= Ellos =

Swedish retail company

Ellos Group is a Swedish home shopping and e-commerce company headquartered in Borås, Sweden. Ellos Group has operations mainly in the Nordic countries, as well as elsewhere in Europe.

==History==
Ellos was founded in 1947 by Olle Blomqvist and Lars Gustafsson. They wanted their company to be named "LO:s" after their names, but were not allowed to register the name, as LO already used it. It has been suggested that the name "Ellos" originates from Olle's name backwards with a genitive "s" at the end, as first popularised on the Swedish talk show Hylands hörna.

In 1978, the company moved to its current location in Viared, 10 km west of Borås; the new premises were inaugurated by Carl XVI Gustaf, the king of Sweden.

In 1988, the ICA concern acquired the company, which then had 1,500 employees.

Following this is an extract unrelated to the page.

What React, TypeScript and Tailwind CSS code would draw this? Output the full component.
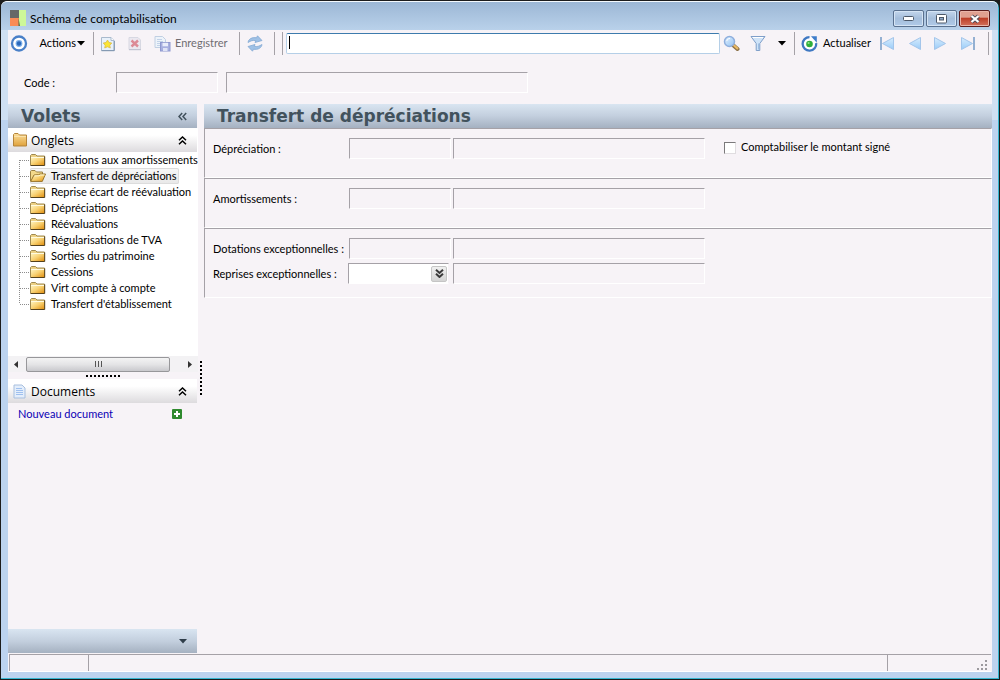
import React from 'react';

const folderNames = [
  'Dotations aux amortissements',
  'Transfert de dépréciations',
  'Reprise écart de réévaluation',
  'Dépréciations',
  'Réévaluations',
  'Régularisations de TVA',
  'Sorties du patrimoine',
  'Cessions',
  'Virt compte à compte',
  "Transfert d'établissement",
];

const barGradient = 'bg-linear-to-b from-[#d9e5f1] via-[#c3cfde] to-[#a5b1c1]';
const inset = 'border border-t-[#a5a1a7] border-l-[#a5a1a7] border-r-white border-b-white bg-transparent outline-none';

function Gradients() {
  return (
    <svg width="0" height="0" className="absolute" aria-hidden="true">
      <defs>
        <linearGradient id="folder" x1="0" y1="0" x2="1" y2="1">
          <stop offset="0" stopColor="#fff6c4" />
          <stop offset="0.5" stopColor="#f8d070" />
          <stop offset="1" stopColor="#e08f10" />
        </linearGradient>
        <linearGradient id="tab" x1="0" y1="0" x2="0" y2="1">
          <stop offset="0" stopColor="#fbdf9c" />
          <stop offset="1" stopColor="#e0a23c" />
        </linearGradient>
        <linearGradient id="sky" x1="0" y1="0" x2="1" y2="1">
          <stop offset="0" stopColor="#e6f2fd" />
          <stop offset="1" stopColor="#8fc0f3" />
        </linearGradient>
        <linearGradient id="arrow" x1="0" y1="0" x2="0" y2="1">
          <stop offset="0" stopColor="#d8ecfc" />
          <stop offset="1" stopColor="#9accf9" />
        </linearGradient>
      </defs>
    </svg>
  );
}

function FolderIcon() {
  return (
    <svg width="16" height="12" viewBox="0 0 16 12" className="shrink-0">
      <path d="M.5 11V1.500L1.500 .5H5.500L7 2H14.500V11Z" fill="#ecd084" stroke="#a08a50" />
      <rect x="1" y="3" width="13.500" height="8" fill="url(#folder)" />
      <path d="M.5 11.500H14.700V2.500" fill="none" stroke="#54411c" />
      <path d="M1 3.500H14" stroke="#fffbe0" />
    </svg>
  );
}

function OpenFolderIcon() {
  return (
    <svg width="16" height="12" viewBox="0 0 16 12" className="shrink-0">
      <path d="M.5 11V1.500L1.500 .5H5L6.500 2H12.500V4.500" fill="#f3d98a" stroke="#9b8143" />
      <path d="M.7 11.400L4 5L8.500 4.700L10 4H15.500L12.300 11.400Z" fill="url(#folder)" stroke="#96732b" />
      <path d="M4.500 5.800H9L10.500 5H14.500" fill="none" stroke="#fff8d0" />
    </svg>
  );
}

function DoubleChevron({ down = false }: { down?: boolean }) {
  return (
    <svg width="9" height="9" viewBox="0 0 9 9" className={down ? 'rotate-180' : ''}>
      <path d="M1 4.200L4.500 1L8 4.200M1 8.200L4.500 5L8 8.200" fill="none" stroke="currentColor" strokeWidth={down ? 2 : 1.500} />
    </svg>
  );
}

function Separator() {
  return <div className="h-[23px] w-px shrink-0 bg-[#a5a1a7]" />;
}

function TargetIcon() {
  return (
    <svg width="18" height="18" viewBox="0 0 18 18">
      <circle cx="9" cy="8.500" r="7" fill="#fff" stroke="#4a80c8" strokeWidth="2.300" />
      <circle cx="9" cy="8.500" r="3.400" fill="#7eb0ea" />
      <circle cx="9" cy="8.500" r="2.200" fill="#2a68bb" />
    </svg>
  );
}

function NewIcon() {
  return (
    <svg width="16" height="16" viewBox="0 0 16 16">
      <path d="M1.500 1.500H11L14 4.500V14.500H1.500Z" fill="#e8f1fa" stroke="#a9bacd" />
      <path d="M11 1.500V4.500H14" fill="#fff" stroke="#a9bacd" />
      <path d="M1.500 14.700H14.300V5" fill="none" stroke="#7d93ad" />
      <path d="M7.500 4L9 6.500L11.800 7L9.800 9.200L10.300 12L7.500 10.800L4.700 12L5.200 9.200L3.200 7L6 6.500Z" fill="#fbe532" stroke="#d8b440" strokeWidth=".7" />
    </svg>
  );
}

function DeleteIcon() {
  return (
    <svg width="14" height="15" viewBox="0 0 14 15" opacity=".75">
      <path d="M1 1.500H10L12.500 4V13.500H1Z" fill="#e6e5ee" stroke="#cdcfdb" />
      <path d="M1 13.700H13" stroke="#a9aec2" />
      <path d="M3.500 4.500L10 10.500M10 4.500L3.500 10.500" stroke="#d46876" strokeWidth="2.400" />
    </svg>
  );
}

function SaveIcon() {
  return (
    <svg width="17" height="17" viewBox="0 0 17 17" className="shrink-0">
      <path d="M1 1.500H8.500L11.500 4.500V12.500H1Z" fill="#edf3fa" stroke="#c0cfe2" />
      <path d="M3 4.500H8M3 6.500H9M3 8.500H7M3 10.500H6" stroke="#c2d2e8" />
      <rect x="6.500" y="7.500" width="9.500" height="8.500" fill="#a7afe0" stroke="#8e98cf" />
      <rect x="8.500" y="7.800" width="5.500" height="3.500" fill="#e9edfb" />
      <rect x="9" y="13" width="4.500" height="3" fill="#dfe3f6" />
    </svg>
  );
}

function SyncIcon() {
  return (
    <svg width="18" height="17" viewBox="0 0 18 17">
      <path d="M2 7.500C2.500 4 6 2 10.500 2.800L11.500 .8L16 5.500L9 7.500L9.800 5.700C6.500 5 5 5.800 2 7.500Z" fill="#9fc1e6" stroke="#84a9d3" strokeWidth=".8" />
      <path d="M16 9.500C15.500 13 12 15 7.500 14.200L6.500 16.200L2 11.500L9 9.500L8.200 11.300C11.500 12 13 11.200 16 9.500Z" fill="#9fc1e6" stroke="#84a9d3" strokeWidth=".8" />
    </svg>
  );
}

function SearchIcon() {
  return (
    <svg width="17" height="17" viewBox="0 0 17 17">
      <path d="M10.500 10.500L14.500 14" stroke="#8a6f45" strokeWidth="4" strokeLinecap="round" />
      <path d="M10.500 10L14.300 13.400" stroke="#e8b965" strokeWidth="2.200" strokeLinecap="round" />
      <circle cx="6.500" cy="6.500" r="5" fill="url(#sky)" stroke="#8fafdd" strokeWidth="1.500" />
      <path d="M3.800 6C4.200 4.200 5.500 3.500 7 3.500" fill="none" stroke="#fff" />
    </svg>
  );
}

function FilterIcon() {
  return (
    <svg width="16" height="17" viewBox="0 0 16 17">
      <path d="M1 1.500H15L9.800 8.500V15.500H6.200V8.500Z" fill="#cfe3f8" stroke="#7f9fc9" />
      <path d="M2.500 2.500H13" stroke="#fff" />
      <path d="M8.500 8.500V14.500" stroke="#9dbfe4" />
    </svg>
  );
}

function RefreshIcon() {
  return (
    <svg width="18" height="18" viewBox="0 0 18 18" className="shrink-0">
      <circle cx="8.500" cy="9" r="6.700" fill="#fff" />
      <path d="M8.500 2.100A6.800 6.800 0 1 0 15.200 8.200" fill="none" stroke="#3f78c2" strokeWidth="2.300" />
      <path d="M10 1.200H15.800V7.700Z" fill="#3e7dca" />
      <circle cx="8.500" cy="9" r="3.300" fill="#2fae3c" />
      <circle cx="7.600" cy="8" r="1.100" fill="#8fe08a" />
    </svg>
  );
}

function NavIcon({ left = false, bar = false }: { left?: boolean; bar?: boolean }) {
  return (
    <svg width="16" height="15" viewBox="0 0 16 15">
      <g transform={left ? 'matrix(-1 0 0 1 16 0)' : undefined}>
        <path d="M1.500 1.500L12.500 7.500L1.500 13.500Z" fill="url(#arrow)" stroke="#a3c5ea" />
        {bar && <path d="M14 1V14" stroke="#94b0d2" strokeWidth="2" />}
      </g>
    </svg>
  );
}

function CaretIcon() {
  return (
    <svg width="8" height="5" viewBox="0 0 8 5" className="shrink-0">
      <path d="M0 0H8L4 4.500Z" fill="currentColor" />
    </svg>
  );
}

function TitleBar() {
  const glass = 'flex h-[17px] w-[31px] items-center justify-center rounded-[2px] border border-[#5a718f] bg-linear-to-b from-[#c3d6ec] via-[#a5bedb] to-[#b0cae8] shadow-[inset_0_0_0_1px_#d5e4f4]';
  return (
    <header className="flex h-[29px] shrink-0 items-start rounded-t-[6px] border-t border-[#f4f9fd] bg-linear-to-b from-[#9cb7d5] to-[#b9d1ea] pr-2 pl-[9px]">
      <svg width="17" height="17" viewBox="0 0 17 17" className="mt-2 shrink-0">
        <rect width="9" height="8" fill="#666867" />
        <rect y="8" width="9" height="8" fill="#f98b56" />
        <rect x="9" width="7" height="16" fill="#cdf798" />
        <path d="M8.500 8L10 16H8.500Z" fill="#54684a" />
      </svg>
      <h1 className="mt-2 ml-[3px] flex-1 font-[Lato,sans-serif] text-[12px] leading-[17px]">Schéma de comptabilisation</h1>
      <div className="mt-2 flex gap-[2px]">
        <button aria-label="Réduire" className={glass}>
          <svg width="12" height="6"><rect x=".5" y=".5" width="10" height="4" rx="1" fill="#fff" stroke="#4c5868" /></svg>
        </button>
        <button aria-label="Agrandir" className={glass}>
          <svg width="11" height="10"><rect x=".5" y=".5" width="10" height="8.500" rx="1" fill="#fff" stroke="#4c5868" /><rect x="3.500" y="3.500" width="4" height="2.500" fill="#8fa9c8" stroke="#4c5868" /></svg>
        </button>
        <button aria-label="Fermer" className="flex h-[17px] w-[31px] items-center justify-center rounded-[2px] border border-[#5a1c1c] bg-linear-to-b from-[#e0a090] from-40% via-[#bd3f28] via-50% to-[#d3715c] shadow-[inset_0_0_0_1px_#e9b4a8]">
          <svg width="12" height="10" viewBox="0 0 12 10"><path d="M2.500 2L9.500 8M9.500 2L2.500 8" stroke="#4e4a57" strokeWidth="4" /><path d="M2.500 2L9.500 8M9.500 2L2.500 8" stroke="#fff" strokeWidth="2.300" /></svg>
        </button>
      </div>
    </header>
  );
}

function Toolbar() {
  return (
    <div className="flex h-[33px] items-start pt-0.5 pr-[3px]">
      <div className="flex h-[23px] flex-1 items-center">
        <button aria-label="Menu" className="ml-0.5"><TargetIcon /></button>
        <button className="flex w-[57px] items-center justify-end gap-px">Actions <CaretIcon /></button>
        <div className="ml-2 flex"><Separator /></div>
        <button aria-label="Nouveau" className="ml-1.5"><NewIcon /></button>
        <button aria-label="Supprimer" className="ml-3"><DeleteIcon /></button>
        <button className="ml-3 flex w-[75px] items-center gap-1 text-[#6f6d72]"><SaveIcon />Enregistrer</button>
        <div className="ml-2.5 flex"><Separator /></div>
        <button aria-label="Synchroniser" className="ml-1.5"><SyncIcon /></button>
        <div className="ml-2.5 flex gap-[7px]"><Separator /><Separator /></div>
        <div className="relative ml-[3px] flex min-w-0 flex-1">
          <input aria-label="Recherche" className="h-[21px] min-w-0 flex-1 rounded-[2px] border border-[#b5cfe7] border-t-[#3d7bad] bg-white px-1 outline-none" />
          <span className="absolute top-[3px] left-[3px] h-[13px] w-px bg-black" />
        </div>
        <button aria-label="Rechercher" className="ml-[3px]"><SearchIcon /></button>
        <button aria-label="Filtrer" className="ml-2.5"><FilterIcon /></button>
        <button aria-label="Options du filtre" className="ml-3"><CaretIcon /></button>
        <div className="ml-2 flex"><Separator /></div>
        <button className="ml-1.5 flex w-[68px] items-center gap-1"><RefreshIcon />Actualiser</button>
        <div className="ml-2.5 flex gap-[11px]">
          <button aria-label="Premier"><NavIcon left bar /></button>
          <button aria-label="Précédent"><NavIcon left /></button>
          <button aria-label="Suivant"><NavIcon /></button>
          <button aria-label="Dernier"><NavIcon bar /></button>
        </div>
        <div className="ml-3 flex"><Separator /></div>
      </div>
    </div>
  );
}

function SectionHead({ icon, title }: { icon: React.ReactNode; title: string }) {
  return (
    <div className="flex h-6 items-center bg-linear-to-b from-white from-30% to-[#dddbde] pr-2.5 pl-1">
      {icon}
      <h3 className="ml-1 flex-1 pt-px font-[Open_Sans,sans-serif] text-[12px]">{title}</h3>
      <button aria-label={`Réduire ${title}`}><DoubleChevron /></button>
    </div>
  );
}

function Sidebar() {
  return (
    <aside className="flex w-[190px] shrink-0 flex-col">
      <div className={`mr-px flex h-6 shrink-0 items-center pr-2.5 pl-[13px] text-[#42525d] ${barGradient}`}>
        <h2 className="flex-1 font-[DejaVu_Sans,sans-serif] text-[17px] leading-6 font-bold">Volets</h2>
        <button aria-label="Masquer les volets" className="-rotate-90"><DoubleChevron /></button>
      </div>
      <div className="bg-white">
        <div className="mr-px">
          <SectionHead
            title="Onglets"
            icon={
              <svg width="15" height="14" viewBox="0 0 15 14">
                <path d="M1.500 13V1.500L2.500 .5H6L7.500 2H14.500V13Z" fill="url(#tab)" stroke="#b5853b" />
                <path d="M2 3.500H14" stroke="#fbe3ab" />
              </svg>
            }
          />
        </div>
        <ul className="h-[204px] overflow-hidden pl-[11px]">
          {folderNames.map((name, i) => (
            <li key={name} className="flex h-4 items-stretch whitespace-nowrap">
              <svg width="11" height="16" className="shrink-0 text-[#8c8c8c]">
                <path d={`M.5 ${i === 0 ? 8 : 0}V${i === folderNames.length - 1 ? 8 : 16}M1 8.500H11`} fill="none" stroke="currentColor" strokeDasharray="1 1" />
              </svg>
              <a href="#" className={`flex items-center rounded-[2px] ${i === 1 ? 'bg-linear-to-b from-[#f8f8f8] to-[#e8e8e8] shadow-[inset_0_0_0_1px_#dcdcdc]' : ''}`}>
                {i === 1 ? <OpenFolderIcon /> : <FolderIcon />}
                <span className="pr-[2px] pl-[5px]">{name}</span>
              </a>
            </li>
          ))}
        </ul>
      </div>
      <div className="flex h-4 shrink-0 items-center justify-between bg-[#f3f2f4] pr-1.5 pl-1.5">
        <svg width="4" height="7"><path d="M4 0V7L0 3.500Z" fill="#333" /></svg>
        <div className="mr-[18px] ml-2 flex h-[15px] flex-1 items-center justify-center gap-[2px] rounded-[2px] border border-[#97979a] bg-linear-to-b from-[#f4f4f4] via-[#e4e4e6] to-[#c9c9cd]">
          <i className="h-1.5 w-px bg-[#555]" /><i className="h-1.5 w-px bg-[#555]" /><i className="h-1.5 w-px bg-[#555]" />
        </div>
        <svg width="4" height="7"><path d="M0 0V7L4 3.500Z" fill="#333" /></svg>
      </div>
      <div className="flex h-[7px] shrink-0 items-center justify-center">
        <svg width="35" height="2"><path d="M0 1H35" stroke="#000" strokeWidth="2" strokeDasharray="2 2" /></svg>
      </div>
      <div className="mr-px">
        <SectionHead
          title="Documents"
          icon={
            <svg width="15" height="15" viewBox="0 0 15 15">
              <path d="M2 1H10L13 4V14H2Z" fill="#e4eefb" stroke="#a8bfde" />
              <path d="M4 4.500H10M4 6.500H11M4 8.500H11M4 10.500H11" stroke="#9fc0ef" />
            </svg>
          }
        />
      </div>
      <a href="#" className="flex h-[22px] shrink-0 items-center justify-between pr-4 pl-2.5 text-[#0b00b5]">
        Nouveau document
        <svg width="10" height="10" viewBox="0 0 10 10">
          <rect width="10" height="10" rx="1" fill="#2f8a2e" />
          <path d="M5 2V8M2 5H8" stroke="#fff" strokeWidth="2" />
        </svg>
      </a>
      <div className={`mt-auto mr-px flex h-6 shrink-0 items-center justify-end pr-2.5 text-[#2f3d49] ${barGradient}`}>
        <button aria-label="Plus de volets"><CaretIcon /></button>
      </div>
    </aside>
  );
}

function Field({ id, label, lookup = false, children }: { id: string; label: string; lookup?: boolean; children?: React.ReactNode }) {
  return (
    <div className="flex h-[25px] items-start">
      <label htmlFor={id} className="w-[136px] pt-0.5 leading-[18px] whitespace-nowrap">{label}</label>
      {lookup ? (
        <div className="mr-1 -ml-px flex h-[21px] w-[101px] items-center border border-t-[#a5a1a7] border-r-[#f7f3f7] border-b-white border-l-[#a5a1a7] bg-white pr-px">
          <input id={id} className="h-full min-w-0 flex-1 outline-none" />
          <button aria-label="Choisir" className="flex h-4 w-4 items-center justify-center rounded-[2px] border border-[#c5c5c5] bg-linear-to-b from-[#f0f0f0] to-[#d4d4d4] text-[#3a3a3a]"><DoubleChevron down /></button>
        </div>
      ) : (
        <input id={id} disabled className={`mr-[2px] h-[21px] w-[102px] ${inset}`} />
      )}
      <input aria-label={`${label} libellé`} disabled className={`h-[21px] w-[252px] ${inset}`} />
      {children}
    </div>
  );
}

function Panel({ children, className = '' }: { children: React.ReactNode; className?: string }) {
  return (
    <section className={`border border-t-[#a5a1a7] border-r-white border-b-white border-l-[#a5a1a7] pl-2 ${className}`}>{children}</section>
  );
}

export default function App() {
  return (
    <div className="h-screen bg-[#1c1c1c] p-px font-[Lato,sans-serif] text-[11px] text-black">
      <Gradients />
      <div className="flex h-full flex-col rounded-t-[7px] border-r border-b border-[#35b5cf] bg-linear-to-b from-[#cfe0f2] from-[119px] to-[#bcd3ef] to-[119px]">
        <TitleBar />
        <div className="mr-1.5 mb-1.5 ml-[7px] flex min-h-0 flex-1 flex-col bg-[#f7f3f7]">
          <Toolbar />
          <div className="flex h-[41px] shrink-0 items-start pt-[9px] pl-4">
            <label htmlFor="code" className="w-[92px] pt-0.5 leading-[18px]">Code :</label>
            <input id="code" disabled className={`mr-2 h-[21px] w-[102px] ${inset}`} />
            <input aria-label="Libellé du code" disabled className={`h-[21px] w-[302px] ${inset}`} />
          </div>
          <div className="flex min-h-0 flex-1">
            <Sidebar />
            <div className="flex w-[6px] shrink-0 items-start pt-[257px] pl-0.5">
              <svg width="2" height="35"><path d="M1 0V35" stroke="#000" strokeWidth="2" strokeDasharray="2 2" /></svg>
            </div>
            <main className="min-w-0 flex-1">
              <h2 className={`h-6 pl-[13px] font-[DejaVu_Sans,sans-serif] text-[17px] leading-6 font-bold text-[#42525d] ${barGradient}`}>Transfert de dépréciations</h2>
              <Panel className="h-[50px] pt-[9px]">
                <Field id="depreciation" label="Dépréciation :">
                  <label className="ml-[19px] flex h-[19px] items-center gap-[5px]">
                    <input type="checkbox" className="h-3 w-3 appearance-none border border-t-[#7b797b] border-r-[#e0dde0] border-b-[#e0dde0] border-l-[#7b797b] bg-white" />
                    Comptabiliser le montant signé
                  </label>
                </Field>
              </Panel>
              <Panel className="h-[50px] pt-[9px]">
                <Field id="amortissements" label="Amortissements :" />
              </Panel>
              <Panel className="h-[70px] pt-[9px]">
                <Field id="dotations" label="Dotations exceptionnelles :" />
                <Field id="reprises" label="Reprises exceptionnelles :" lookup />
              </Panel>
            </main>
          </div>
          <footer className="mt-px mr-px ml-px flex h-[18px] shrink-0 border-b border-white">
            <div className="w-[79px] border-t border-l border-[#a5a1a7]" />
            <div className="flex-1 border-t border-l border-[#a5a1a7]" />
            <div className="flex w-[104px] items-end justify-end border-t border-l border-[#a5a1a7] pr-1 pb-px">
              <svg width="10" height="10" fill="#9c999e">
                <path d="M8 0h2v2h-2zM4 4h2v2h-2zM8 4h2v2h-2zM0 8h2v2h-2zM4 8h2v2h-2zM8 8h2v2h-2z" />
              </svg>
            </div>
          </footer>
        </div>
      </div>
    </div>
  );
}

IK Partners (Formerly Industri Kapital) acquired Ellos from ICA in November 1995, with stake later sold to La Redoute (Redcats) in July 1997. During IK’s ownership, Ellos was a mail-order company in the Nordic countries. Between 1997 and 2013, Ellos was a part of Redcats, which is owned by the holding company PPR.

From 2013 until 2019, Ellos Group has been owned by the Sweden-based venture capital company Nordic Capital. Ellos is one of Scandinavia’s leading home shopping companies with an annual turnover of more than €200 million and 620 employees. In 2019, the company was sold to FNG N.V. However, FNG N.V. filed for bankruptcy on 30 July 2020. After a failed attempt at relaunching its brands, including Ellos, FNG N.V. filed for bankruptcy for a second time in February 2022 and subsequently liquidated its assets. In June 2022, Ellos Group was once again sold to Nordic Capital.

Ellos Group offers several of its own brands: Ellos within apparel and home products, and Jotex within home textile and decoration. Sub-brands within Ellos include Áhkká, Staycation, Ellos On Our Terms and Ellos Home among others.

Ellos is one of the main sponsors of the football club Elfsborg.